• _Stated exercise_:
Look through the material below for "this". Copy every line that contains it.

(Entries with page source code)
• • •

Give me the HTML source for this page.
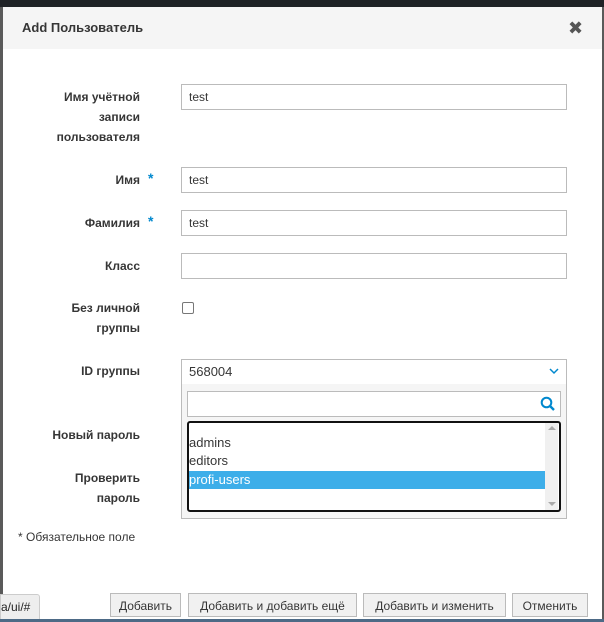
<!DOCTYPE html>
<html><head><meta charset="utf-8"><style>
body{margin:0;width:604px;height:622px;overflow:hidden;background:#5a5a5a;font-family:"Liberation Sans","DejaVu Sans",sans-serif;position:relative}
.a{position:absolute}
.top{left:0;top:0;width:604px;height:7px;background:#1f2226}
.modal{left:3px;top:7px;width:599px;height:615px;background:#fff}
.hdr{left:3px;top:7px;width:599px;height:42px;background:#f5f5f5}
.title{left:22px;top:20px;font-size:13px;font-weight:bold;color:#363636}
.lbl{font-size:12px;color:#363636;text-align:right;width:140px;left:0;line-height:20px;font-weight:bold}
.inp{left:181px;width:384px;height:24px;border:1px solid #bbb;background:#fff;font-size:12px;color:#363636;line-height:24px;text-indent:7px}
.star{color:#0088ce;font-weight:bold;font-size:14px}
.btn{top:593px;height:24px;border:1px solid #bbb;background:#f1f1f1;font-size:12px;color:#363636;line-height:24px;text-align:center;box-sizing:border-box}
</style></head><body>
<div class="a top"></div>
<div class="a modal"></div>
<div class="a hdr"></div>
<div class="a title">Add Пользователь</div>
<div class="a" style="left:568px;top:18px;font-size:18px;font-weight:bold;color:#555">✖</div>

<div class="a lbl" style="top:87px">Имя учётной<br>записи<br>пользователя</div>
<div class="a inp" style="top:84px">test</div>
<div class="a lbl" style="top:170px">Имя<span class="star" style="position:absolute;left:148px;top:-2px">*</span></div>
<div class="a inp" style="top:167px">test</div>
<div class="a lbl" style="top:213px">Фамилия<span class="star" style="position:absolute;left:148px;top:-2px">*</span></div>
<div class="a inp" style="top:210px">test</div>
<div class="a lbl" style="top:256px">Класс</div>
<div class="a inp" style="top:253px"></div>
<div class="a lbl" style="top:298px">Без личной<br>группы</div>
<div class="a" style="left:182px;top:302px;width:10px;height:10px;border:1px solid #777;border-radius:2px;background:#fff"></div>
<div class="a lbl" style="top:361px">ID группы</div>
<div class="a inp" style="top:359px;font-size:13px">568004</div>
<svg class="a" style="left:549px;top:368px" width="10" height="7"><path d="M1 1L5 5L9 1" stroke="#0088ce" stroke-width="1.5" fill="none"/></svg>
<div class="a lbl" style="top:425px">Новый пароль</div>
<div class="a lbl" style="top:468px">Проверить<br>пароль</div>

<div class="a" style="left:181px;top:384px;width:384px;height:134px;border:1px solid #bbb;border-top:none;background:#f5f5f5"></div>
<div class="a" style="left:187px;top:391px;width:372px;height:24px;border:1px solid #bbb;background:#fff"></div>
<svg class="a" style="left:540px;top:396px" width="16" height="16"><circle cx="6.5" cy="6.5" r="4.8" stroke="#0088ce" stroke-width="2" fill="none"/><path d="M10 10L14 14" stroke="#0088ce" stroke-width="2.4"/></svg>
<div class="a" style="left:187px;top:421px;width:370px;height:87px;border:2px solid #111;border-radius:3px;background:#fff"></div>
<div class="a" style="left:545px;top:423px;width:13px;height:87px;background:#f0f0f0"></div>
<div class="a" style="left:548px;top:426px;width:0;height:0;border:4px solid transparent;border-bottom-color:#aaa;border-top:none"></div>
<div class="a" style="left:548px;top:502px;width:0;height:0;border:4px solid transparent;border-top-color:#aaa;border-bottom:none"></div>
<div class="a" style="left:189px;top:434px;font-size:13px;color:#363636;line-height:18px">admins<br>editors</div>
<div class="a" style="left:189px;top:471px;width:356px;height:18px;background:#3daee9;color:#fff;font-size:13px;line-height:18px">profi-users</div>

<div class="a" style="left:18px;top:530px;font-size:12px;color:#363636">* Обязательное поле</div>

<div class="a btn" style="left:110px;width:71px">Добавить</div>
<div class="a btn" style="left:188px;width:169px">Добавить и добавить ещё</div>
<div class="a btn" style="left:363px;width:143px">Добавить и изменить</div>
<div class="a btn" style="left:512px;width:76px">Отменить</div>
<div class="a" style="left:0;top:594px;width:38px;height:26px;background:#eee;border:1px solid #ccc;border-radius:0 3px 0 0;font-size:12px;line-height:24px;color:#222">a/ui/#</div>
<div class="a" style="left:0;top:619px;width:604px;height:3px;background:#4d6a86"></div>
</body></html>
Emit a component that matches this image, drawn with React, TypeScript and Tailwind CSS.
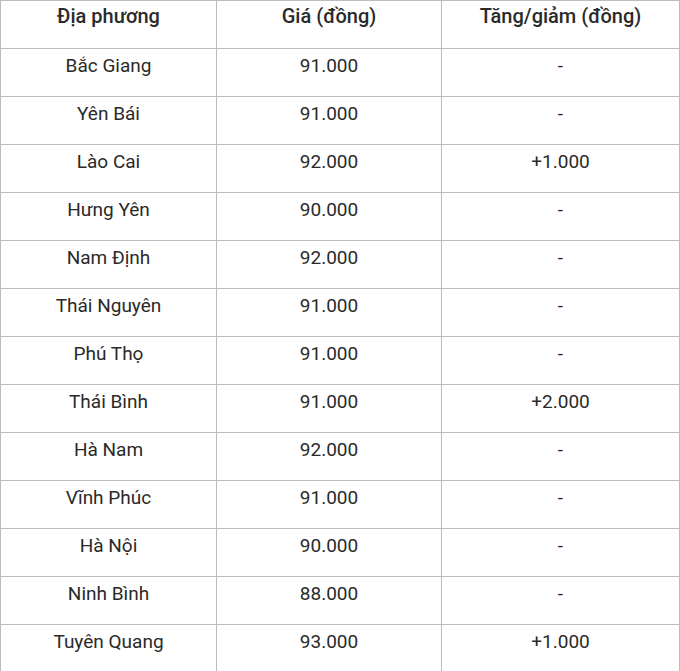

• • •

• _Solution below_:
Give me the HTML source for this page.
Emit a component that matches this image, drawn with React, TypeScript and Tailwind CSS.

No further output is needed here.